Second, in an atmosphere of Democratic hostility to Trump, there is a clear desire on the part of Democrats to identify an individual to “take him on.” Get the nomination contest over with, and find the candidate who can tweet back and seek the level of attention that Trump is able to command.
As one politically astute, Trump-hating observer said to me: “We’re in a national emergency, we don’t have time for silly Democratic backbiting, they should close down the campaign, and identify the torch-bearer.”
Finally, there is the question of impact on the non-presidential races, which is obviously important to party leaders. For all Obama’s success in two successive presidential elections, his era also saw the loss of 12 seats in the Senate, 63 in the House, and control of over 14 state Legislatures.

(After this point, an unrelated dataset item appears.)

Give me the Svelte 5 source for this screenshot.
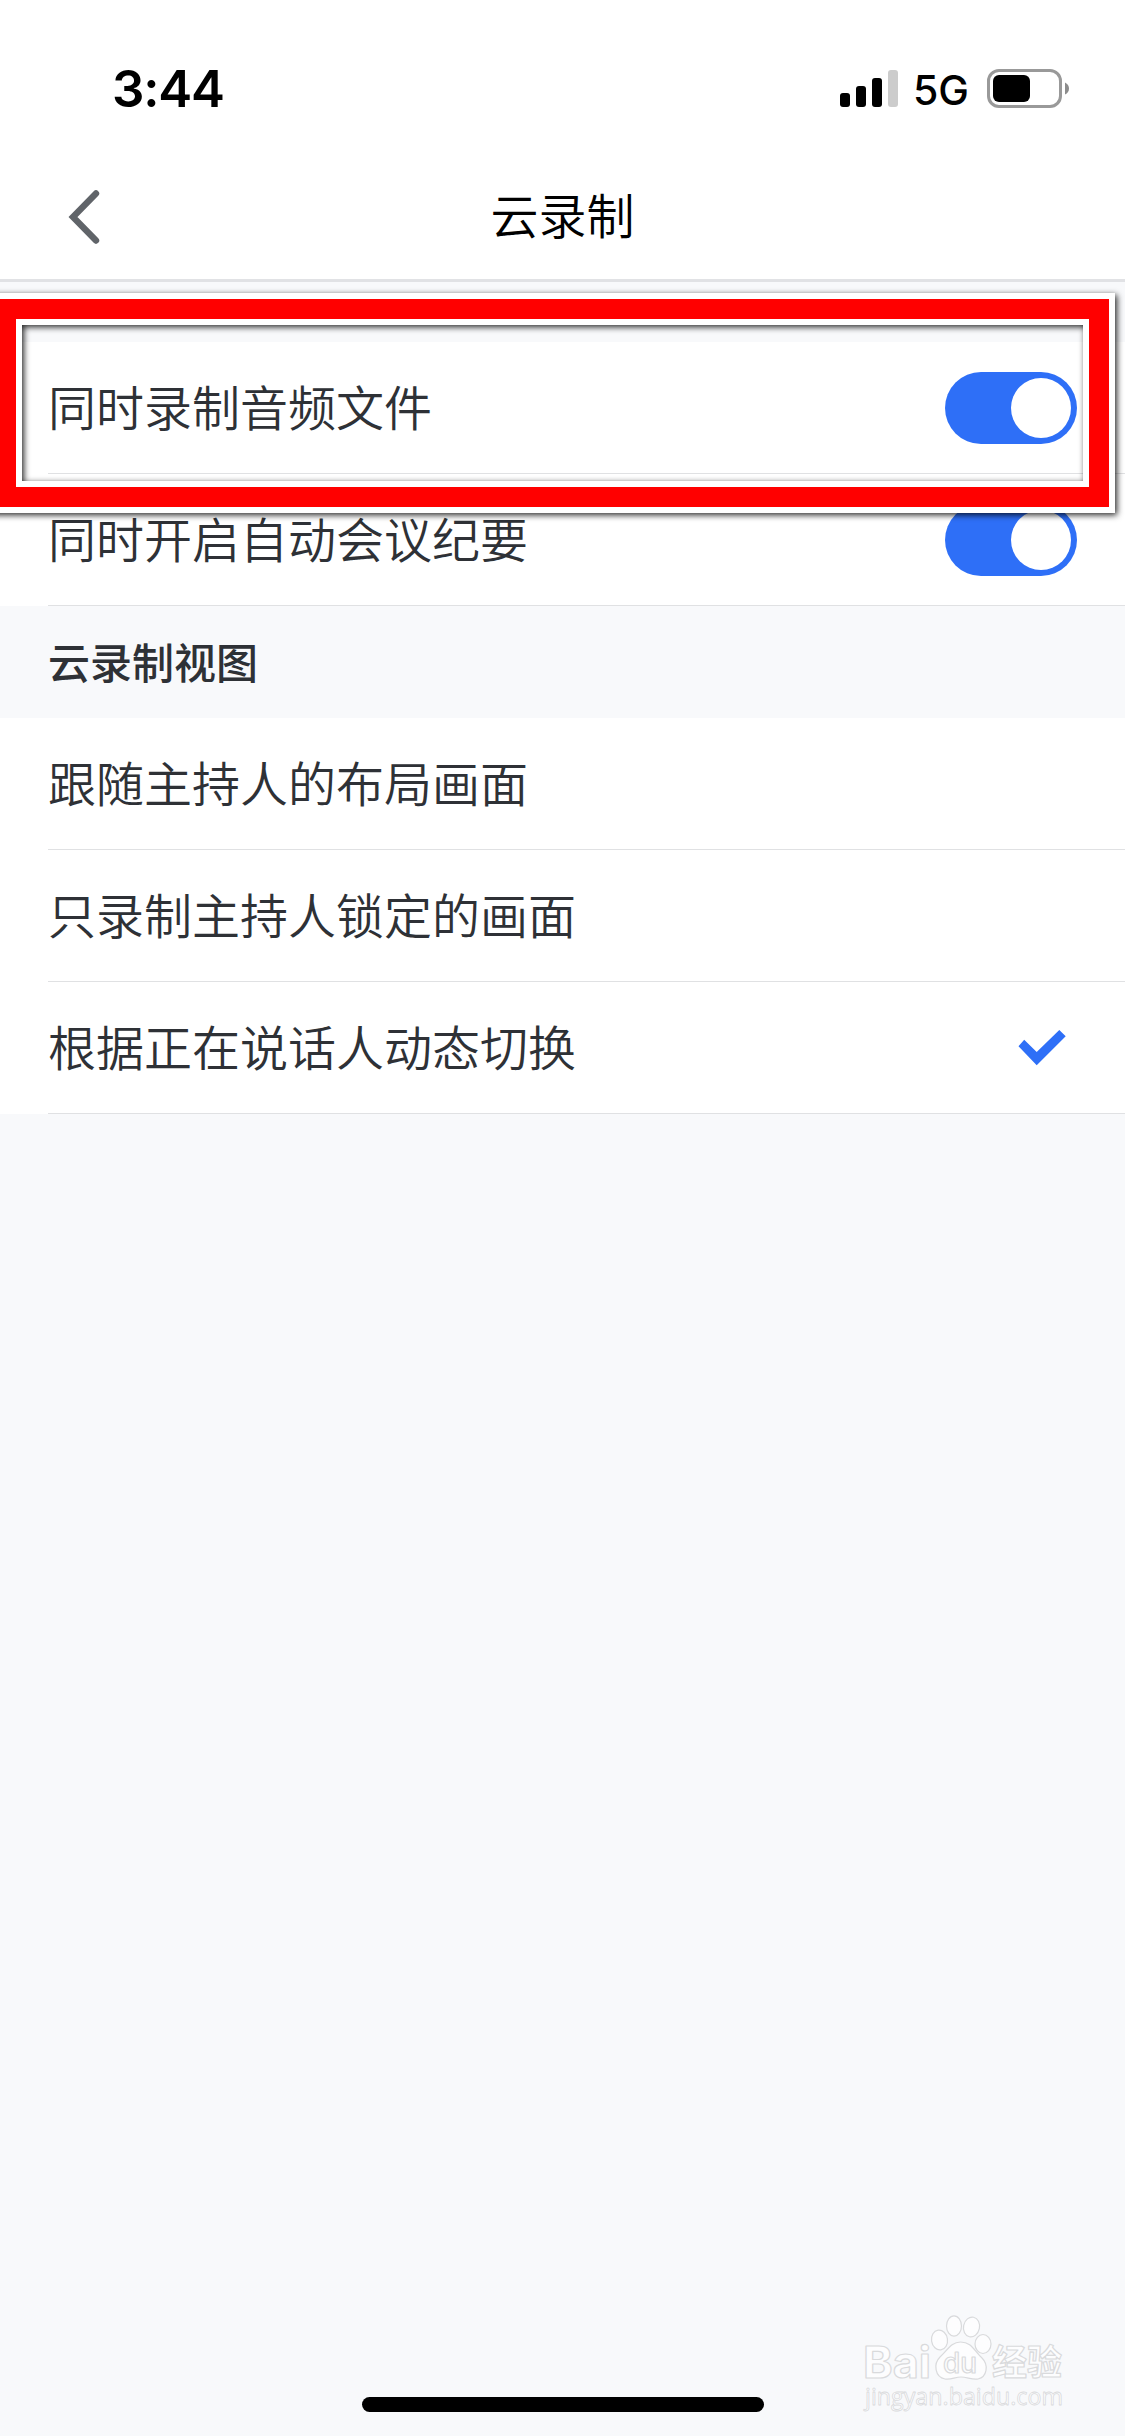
<script>
  const toggles = $state([
    { label: '同时录制音频文件', on: true },
    { label: '同时开启自动会议纪要', on: true },
  ]);
  const views = ['跟随主持人的布局画面', '只录制主持人锁定的画面', '根据正在说话人动态切换'];
  let selected = $state(2);
</script>

<div class="screen">
  <header>
    <div class="status">
      <span class="time">3:44</span>
      <div class="indicators">
        <svg class="signal" width="58" height="37" viewBox="0 0 58 37">
          <rect x="0" y="23" width="10" height="14" rx="3" />
          <rect x="16" y="16" width="10" height="21" rx="3" />
          <rect x="32" y="8" width="10" height="29" rx="3" />
          <rect x="48" y="0" width="10" height="37" rx="3" fill="#ccc" />
        </svg>
        <span class="network">5G</span>
        <svg class="battery" width="82" height="39" viewBox="0 0 82 39">
          <rect x="1.5" y="1.5" width="72" height="36" rx="10.5" fill="none" stroke="#999" stroke-width="3" />
          <rect x="6" y="6" width="37" height="27" rx="6" />
          <path d="M78 13.5Q82 15.5 82 19.5T78 25.5Z" fill="#8c8c8c" />
        </svg>
      </div>
    </div>
    <nav>
      <button class="back" aria-label="返回">
        <svg width="32" height="54" viewBox="0 0 32 54">
          <path d="M28 3.5L5 27L28 50.5" fill="none" stroke="#606469" stroke-width="6.4" stroke-linecap="round" stroke-linejoin="miter" />
        </svg>
      </button>
      <h1>云录制</h1>
    </nav>
  </header>

  <main>
    <section class="group first">
      {#each toggles as item}
        <div class="row">
          <span>{item.label}</span>
          <button class="switch" class:on={item.on} aria-label={item.label} onclick={() => (item.on = !item.on)}>
            <i></i>
          </button>
        </div>
      {/each}
      <div class="highlight"><div class="red"><div class="inner"></div></div></div>
    </section>
    <h2>云录制视图</h2>
    <section class="group">
      {#each views as view, i}
        <button class="row option" onclick={() => (selected = i)}>
          <span>{view}</span>
          {#if selected === i}
            <svg class="check" width="48" height="36" viewBox="0 0 48 36">
              <path d="M.5 16.2L6.2 9.8L18.7 22L41.3 0L47.7 6.2L18.7 35.2Z" fill="#2e6ff7" />
            </svg>
          {/if}
        </button>
      {/each}
    </section>
  </main>

  <svg class="watermark" width="214" height="120" viewBox="0 0 214 120">
    <g fill="#fdfdfe" stroke="#d9dadc" stroke-width="1.2" stroke-linejoin="round">
      <text class="latin" x="7" y="78" font-size="44" textLength="68" lengthAdjust="spacingAndGlyphs">Bai</text>
      <ellipse cx="83.5" cy="40" rx="8" ry="10" transform="rotate(-8 83.5 40)" />
      <ellipse cx="98" cy="26" rx="7.5" ry="10.2" />
      <ellipse cx="115.500" cy="27" rx="8" ry="10" transform="rotate(12 115.500 27)" />
      <ellipse cx="127" cy="44" rx="8" ry="9.5" />
      <path d="M104.500 42C95 42 91 51 84 57C77 64 79 77 89 79C95 80 99 77 105 77C111 77 116 80 122 79C131 77 133 65 126 58C118 51 116 42 104.500 42Z" />
      <text class="latin du" x="87" y="73" font-size="28" textLength="34" lengthAdjust="spacingAndGlyphs">du</text>
      <text class="cjk" x="136" y="75" font-size="35">经验</text>
      <text class="url" x="9" y="105" font-size="24" textLength="198" lengthAdjust="spacingAndGlyphs">jingyan.baidu.com</text>
    </g>
  </svg>
  <div class="home"></div>
</div>

<style>
  :global(body) {
    margin: 0;
  }
  .screen {
    position: relative;
    box-sizing: border-box;
    width: 1125px;
    height: 2436px;
    overflow: hidden;
    background: #f8f9fb;
    color: #2e3136;
    font-family: Inter, 'Noto Sans CJK SC', sans-serif;
  }
  button {
    padding: 0;
    border: 0;
    background: none;
    color: inherit;
    font: inherit;
    text-align: left;
  }
  svg {
    display: block;
  }
  header {
    box-sizing: border-box;
    height: 282px;
    border-bottom: 3px solid #e1e2e5;
    background: #fff;
    color: #000;
  }
  .status {
    display: flex;
    justify-content: space-between;
    box-sizing: border-box;
    height: 155px;
    padding: 59px 56px 0 112px;
  }
  .time {
    font-size: 51px;
    font-weight: 600;
    letter-spacing: -1.2px;
    line-height: 60px;
  }
  .indicators {
    display: flex;
    align-items: flex-start;
  }
  .signal {
    margin: 11px 15px 0 0;
  }
  .network {
    width: 74px;
    font-size: 41px;
    font-weight: 500;
    line-height: 62px;
  }
  .battery {
    margin-top: 10px;
  }
  nav {
    display: grid;
    grid-template-columns: 200px 1fr 200px;
    align-items: center;
    height: 124px;
  }
  .back {
    padding-left: 68px;
  }
  h1 {
    margin: 0;
    font-size: 48px;
    font-weight: 350;
    line-height: 70px;
    text-align: center;
  }
  main {
    padding-top: 60px;
  }
  .group {
    position: relative;
    background: #fff;
  }
  .row {
    display: flex;
    align-items: center;
    justify-content: space-between;
    box-sizing: border-box;
    width: 100%;
    height: 132px;
    padding: 0 48px;
    background: linear-gradient(#e0e1e3, #e0e1e3) 48px 100% / 100% 1px no-repeat;
    font-size: 48px;
    font-weight: 350;
    line-height: 70px;
  }
  .row span {
    padding-top: 2px;
  }
  .option {
    padding-right: 59px;
  }
  .check {
    margin-bottom: 1px;
  }
  .switch {
    display: flex;
    box-sizing: border-box;
    width: 132px;
    height: 72px;
    padding: 6px;
    border-radius: 36px;
    background: #c9ccd1;
  }
  .switch.on {
    justify-content: flex-end;
    background: #2e6ff7;
  }
  .switch i {
    width: 60px;
    height: 60px;
    border-radius: 50%;
    background: #fff;
  }
  h2 {
    box-sizing: border-box;
    height: 112px;
    margin: 0;
    padding: 2px 0 0 48px;
    font-size: 42px;
    font-weight: 500;
    line-height: 112px;
  }
  .highlight {
    position: absolute;
    top: -49px;
    left: -10px;
    box-sizing: border-box;
    width: 1124.5px;
    height: 219.5px;
    border: 6px solid #fff;
    filter: drop-shadow(2px 2px 3px rgba(0, 0, 0, 0.85));
    pointer-events: none;
  }
  .red {
    box-sizing: border-box;
    height: 100%;
    border: 20px solid #f00;
  }
  .inner {
    box-sizing: border-box;
    height: 100%;
    border: 6px solid #fff;
  }
  .watermark {
    position: absolute;
    top: 2300px;
    left: 856px;
  }
  .latin {
    font-family: Inter, sans-serif;
    font-weight: 700;
  }
  .du {
    font-weight: 500;
  }
  .cjk {
    font-family: 'Noto Sans CJK SC', sans-serif;
    font-weight: 700;
  }
  .url {
    font-family: 'Open Sans', sans-serif;
    stroke-width: 0.8px;
  }
  .home {
    position: absolute;
    top: 2397px;
    left: 362px;
    width: 402px;
    height: 15px;
    border-radius: 8px;
    background: #000;
  }
</style>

While the Dems regained significant strength in 2018 in Congress and the states, they still have enormous ground to make up. Considerable evidence exists that when a party is led by a candidate who appears to be “a risk,” significant numbers of voters choose to vote for the other party down ballot.
In fact, that’s precisely what happened in 2016, when voters were wary of Hillary Clinton -- the candidate the media assured them would win. Instead, they chose to vote for many Republicans in races appearing lower on the ballot.
Unlike others, Biden carries the aura that voters will be comfortable with him.
So if you use electability the way it’s historically applied, you’d say that Biden may not be the ideal candidate to enthuse the Democratic base. But if you consider electability to be a way of uniting the party quickly around a candidate who can go head-to-head against Trump – and ensure comfort with a Democratic win -- then he just might fit the bill.
Is Biden the only one? No. Does he still have vulnerabilities? Yes. But it explains why he’s doing so well in the run-up to the start of caucus and primary voting in February.